Anyone lost a shoe?
You know that thing
when you’re walking along a road and you see a random jumper hanging off a
wall? Or perhaps a shoe, or occasionally a pair of pants…and you think, HOW is
it possible to lose those items?
I mean seriously, how
do you go off home without your pants? Like;
‘la la la, hmmmm
somethings missing? It feels breezy or something. Oh, but of course, I have
forgotten my PANTS. I must of left them on the wall outside sainsburys. Silly
me’.
Well, now I am one of
them.
To clarify, I haven’t
left my pants outside Sainsburys. If I had, I would keep that to myself, rather
than telling everyone.
What I mean, is that
I suddenly appear to have lost a lot of things, and it’s getting worse.
Do we have a
poltergeist in the house?
Am I in the early
stages of memory loss?
Or perhaps more likely,
is it actually my child (the THIEF).
It may be partially
my fault, as I now spend my days saying ‘No’, ‘don’t’, and you ‘can’t.
‘Don’t play with the
wires / cooker / washing machine / Mummys earrings / Laptop / telephone /
tampons / coat hangers . . the list is endless.
Which may well be
part of the problem. …
I say ‘NO’ so often
that he now ignores me all together. Not only that, but my parenting mistakes
are so bad he now tells random strangers about it.
For example, when we
were in a shop the other day, a nice lady smiled at him and said hello.
‘Hello. I just can’t
do these things anymore’ he responded.
The lady looked
utterly bewildered and wondered off.
Now if he wants to
play with something he’s not supposed to, he has made the smart, but rather
inconvenient choice of hiding said item.
'You've lost what Mum??...No haven't seen it.' |
I don’t mean that he
has put the fridge in his room or anything….although I wouldn’t put it past
him. Just that he seems to take everything else. If I lay out my clothes for
work the night before, by the time I go to put them on, they are gone. I find
myself stumbling around in my sleepy 6am state, attempting to put on a pair of
socks as a bra.
Keys is another one –
EVERY time I go to leave the house it takes me 10 minutes of searching,
tantrums (me) and bribery to get him to help me locate them.
Some of the items I
manage to locate – the top ‘hiding place’ is the bath, with the kitchen bin
coming in a close second.
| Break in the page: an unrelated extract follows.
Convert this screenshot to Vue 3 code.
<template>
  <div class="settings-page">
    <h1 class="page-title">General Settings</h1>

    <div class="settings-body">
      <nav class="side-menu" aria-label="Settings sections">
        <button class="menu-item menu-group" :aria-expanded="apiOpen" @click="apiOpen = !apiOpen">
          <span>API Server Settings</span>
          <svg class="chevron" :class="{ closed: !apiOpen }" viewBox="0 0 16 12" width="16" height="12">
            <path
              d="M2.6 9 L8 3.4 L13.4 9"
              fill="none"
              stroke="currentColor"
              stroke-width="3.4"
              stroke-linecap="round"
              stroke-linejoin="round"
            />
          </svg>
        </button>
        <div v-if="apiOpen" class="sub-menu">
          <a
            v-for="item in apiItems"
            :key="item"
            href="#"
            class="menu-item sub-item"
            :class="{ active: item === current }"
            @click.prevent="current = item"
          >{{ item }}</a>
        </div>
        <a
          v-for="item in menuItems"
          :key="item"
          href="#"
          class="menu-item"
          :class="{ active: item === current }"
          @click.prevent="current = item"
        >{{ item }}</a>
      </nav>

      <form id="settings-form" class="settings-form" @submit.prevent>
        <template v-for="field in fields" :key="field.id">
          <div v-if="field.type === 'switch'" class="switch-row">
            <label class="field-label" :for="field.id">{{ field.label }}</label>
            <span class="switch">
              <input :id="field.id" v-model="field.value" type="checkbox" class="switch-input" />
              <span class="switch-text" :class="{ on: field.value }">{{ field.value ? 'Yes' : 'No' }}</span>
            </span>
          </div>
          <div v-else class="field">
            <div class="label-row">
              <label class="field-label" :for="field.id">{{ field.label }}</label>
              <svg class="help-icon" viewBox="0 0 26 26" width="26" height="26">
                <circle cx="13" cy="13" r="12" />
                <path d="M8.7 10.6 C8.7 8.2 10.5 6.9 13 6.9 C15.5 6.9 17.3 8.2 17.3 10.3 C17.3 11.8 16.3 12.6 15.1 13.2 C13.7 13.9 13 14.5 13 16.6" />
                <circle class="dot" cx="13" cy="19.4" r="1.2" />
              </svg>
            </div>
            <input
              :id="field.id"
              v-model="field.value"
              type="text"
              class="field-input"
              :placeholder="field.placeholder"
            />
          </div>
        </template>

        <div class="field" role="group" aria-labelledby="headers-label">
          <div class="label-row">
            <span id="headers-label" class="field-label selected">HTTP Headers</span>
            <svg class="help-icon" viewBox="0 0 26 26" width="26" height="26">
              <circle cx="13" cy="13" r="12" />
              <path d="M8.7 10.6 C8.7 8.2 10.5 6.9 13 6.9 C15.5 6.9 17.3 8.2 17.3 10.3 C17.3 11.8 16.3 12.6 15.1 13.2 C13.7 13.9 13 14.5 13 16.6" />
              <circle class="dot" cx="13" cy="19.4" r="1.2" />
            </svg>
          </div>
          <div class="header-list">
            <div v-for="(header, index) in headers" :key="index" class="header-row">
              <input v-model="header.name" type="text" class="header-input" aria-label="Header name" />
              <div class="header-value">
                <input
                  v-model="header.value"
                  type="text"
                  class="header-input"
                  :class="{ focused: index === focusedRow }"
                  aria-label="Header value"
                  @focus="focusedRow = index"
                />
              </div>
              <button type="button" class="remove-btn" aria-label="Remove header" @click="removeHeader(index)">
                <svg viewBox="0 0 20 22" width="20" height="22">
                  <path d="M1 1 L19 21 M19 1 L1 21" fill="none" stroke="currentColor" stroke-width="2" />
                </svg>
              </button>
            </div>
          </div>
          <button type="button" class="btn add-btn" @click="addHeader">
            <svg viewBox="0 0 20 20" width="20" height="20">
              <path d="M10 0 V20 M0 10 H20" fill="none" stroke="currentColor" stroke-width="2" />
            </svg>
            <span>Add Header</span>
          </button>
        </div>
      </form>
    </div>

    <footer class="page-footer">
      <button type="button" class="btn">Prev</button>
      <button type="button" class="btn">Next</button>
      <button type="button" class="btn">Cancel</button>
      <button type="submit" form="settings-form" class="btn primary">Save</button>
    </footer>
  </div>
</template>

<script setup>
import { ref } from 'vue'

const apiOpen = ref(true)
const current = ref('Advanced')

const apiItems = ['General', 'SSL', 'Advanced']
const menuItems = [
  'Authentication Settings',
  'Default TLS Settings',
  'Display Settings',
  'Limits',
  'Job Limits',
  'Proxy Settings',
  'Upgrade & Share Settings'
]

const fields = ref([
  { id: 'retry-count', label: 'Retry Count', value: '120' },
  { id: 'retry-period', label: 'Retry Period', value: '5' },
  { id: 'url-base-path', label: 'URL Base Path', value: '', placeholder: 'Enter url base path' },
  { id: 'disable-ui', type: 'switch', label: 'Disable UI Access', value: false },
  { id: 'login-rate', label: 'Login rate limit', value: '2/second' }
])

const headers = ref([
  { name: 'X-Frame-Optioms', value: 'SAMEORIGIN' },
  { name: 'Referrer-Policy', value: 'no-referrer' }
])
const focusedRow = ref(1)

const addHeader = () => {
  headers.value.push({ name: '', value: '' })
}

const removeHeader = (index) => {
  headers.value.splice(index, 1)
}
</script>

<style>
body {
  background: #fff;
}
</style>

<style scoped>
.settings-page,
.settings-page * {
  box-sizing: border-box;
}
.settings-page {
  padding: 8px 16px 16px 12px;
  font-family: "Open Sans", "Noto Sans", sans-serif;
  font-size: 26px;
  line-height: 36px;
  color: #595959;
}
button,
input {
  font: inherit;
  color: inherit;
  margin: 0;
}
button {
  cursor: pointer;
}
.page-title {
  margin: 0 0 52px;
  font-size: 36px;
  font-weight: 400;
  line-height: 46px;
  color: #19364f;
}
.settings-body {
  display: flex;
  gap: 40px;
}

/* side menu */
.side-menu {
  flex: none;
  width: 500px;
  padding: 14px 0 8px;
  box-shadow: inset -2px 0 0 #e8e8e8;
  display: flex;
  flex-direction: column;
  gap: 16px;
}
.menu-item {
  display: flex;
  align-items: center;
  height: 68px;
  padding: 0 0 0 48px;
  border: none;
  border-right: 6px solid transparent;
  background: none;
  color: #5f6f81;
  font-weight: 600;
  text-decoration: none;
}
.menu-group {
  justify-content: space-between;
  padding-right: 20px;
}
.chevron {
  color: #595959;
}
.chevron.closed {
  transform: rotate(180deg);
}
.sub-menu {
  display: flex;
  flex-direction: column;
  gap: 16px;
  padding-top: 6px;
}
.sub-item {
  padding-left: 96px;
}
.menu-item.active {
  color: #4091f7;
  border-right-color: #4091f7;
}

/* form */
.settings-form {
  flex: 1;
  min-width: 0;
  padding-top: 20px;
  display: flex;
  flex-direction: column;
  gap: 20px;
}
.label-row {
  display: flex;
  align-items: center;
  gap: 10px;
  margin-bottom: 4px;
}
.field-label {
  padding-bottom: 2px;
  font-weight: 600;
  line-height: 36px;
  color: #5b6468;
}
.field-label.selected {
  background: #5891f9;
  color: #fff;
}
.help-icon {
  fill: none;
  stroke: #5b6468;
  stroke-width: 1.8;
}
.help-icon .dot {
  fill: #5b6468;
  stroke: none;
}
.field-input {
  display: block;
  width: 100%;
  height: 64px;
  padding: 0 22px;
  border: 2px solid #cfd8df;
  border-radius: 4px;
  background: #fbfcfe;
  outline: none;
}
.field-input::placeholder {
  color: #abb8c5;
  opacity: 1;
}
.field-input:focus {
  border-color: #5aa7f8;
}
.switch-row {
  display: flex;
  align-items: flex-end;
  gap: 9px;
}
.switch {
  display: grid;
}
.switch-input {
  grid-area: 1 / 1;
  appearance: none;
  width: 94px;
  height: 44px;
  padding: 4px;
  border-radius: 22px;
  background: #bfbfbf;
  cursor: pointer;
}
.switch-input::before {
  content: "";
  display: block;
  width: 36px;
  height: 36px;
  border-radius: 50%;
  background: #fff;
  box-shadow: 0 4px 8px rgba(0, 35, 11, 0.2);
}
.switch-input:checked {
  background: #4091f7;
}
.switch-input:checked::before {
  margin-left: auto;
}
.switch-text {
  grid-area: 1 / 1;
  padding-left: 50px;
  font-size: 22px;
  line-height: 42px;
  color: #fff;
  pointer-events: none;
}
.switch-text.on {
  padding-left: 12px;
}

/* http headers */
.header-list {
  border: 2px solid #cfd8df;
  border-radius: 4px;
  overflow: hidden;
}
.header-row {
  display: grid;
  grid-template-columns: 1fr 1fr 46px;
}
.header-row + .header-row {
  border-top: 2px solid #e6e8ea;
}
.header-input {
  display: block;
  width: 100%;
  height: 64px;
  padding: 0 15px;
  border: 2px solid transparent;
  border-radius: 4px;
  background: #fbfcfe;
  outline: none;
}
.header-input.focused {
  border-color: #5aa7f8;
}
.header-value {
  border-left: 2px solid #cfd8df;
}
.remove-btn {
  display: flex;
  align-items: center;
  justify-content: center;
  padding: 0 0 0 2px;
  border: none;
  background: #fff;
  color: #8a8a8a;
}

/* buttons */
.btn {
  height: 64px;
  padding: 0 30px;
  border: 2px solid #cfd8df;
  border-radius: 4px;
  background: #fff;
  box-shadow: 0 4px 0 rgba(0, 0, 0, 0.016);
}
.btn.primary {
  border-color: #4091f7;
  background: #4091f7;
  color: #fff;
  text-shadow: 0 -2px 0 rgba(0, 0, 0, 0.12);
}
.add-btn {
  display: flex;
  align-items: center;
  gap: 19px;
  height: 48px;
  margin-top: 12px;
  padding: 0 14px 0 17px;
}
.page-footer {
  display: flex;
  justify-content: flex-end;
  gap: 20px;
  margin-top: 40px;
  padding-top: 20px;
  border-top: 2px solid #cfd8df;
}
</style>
However, most have long since disappeared.
I cannot understand
this because I do clean my house. I’m the only person who lives her than
actually knows where everything is. Other household members seem unable to
locate anything whatsoever, without my assistance.
So WHERE could he
possibly have hidden them?
Which is why I have now
taken to looking at the abandoned items in the street differently.
Perhaps they are have
actually been left there by a group of toddlers, whom gather on the streets in
the early hours.
They hang out in
their Onesies (hoods up), swigging their milk and laughing at their parents
ridiculous attempts at controlling them, whilst throwing any random items
they’ve gathered in the street?
‘What you got then
Freddie?’ asks Noah.
‘Mums pants, a glove
and a sock’. Says baby Freddie.
‘Good work. Lets put
the pants on the wall….the glove on a railing, and the sock in a puddle. Ha!’
‘Mugs’ says Freddie,
taking a glug from his Tommy tippee. ‘My Mum will be so annoyed when she can’t
find her other glove. She’ll have to drive to work sitting on her hand
again…ha!’
The alternative is
that I will one day find said items. Probably as I’m packing him off to
university or something…
Until then, I am
going to invest in some CCTV and a padlock.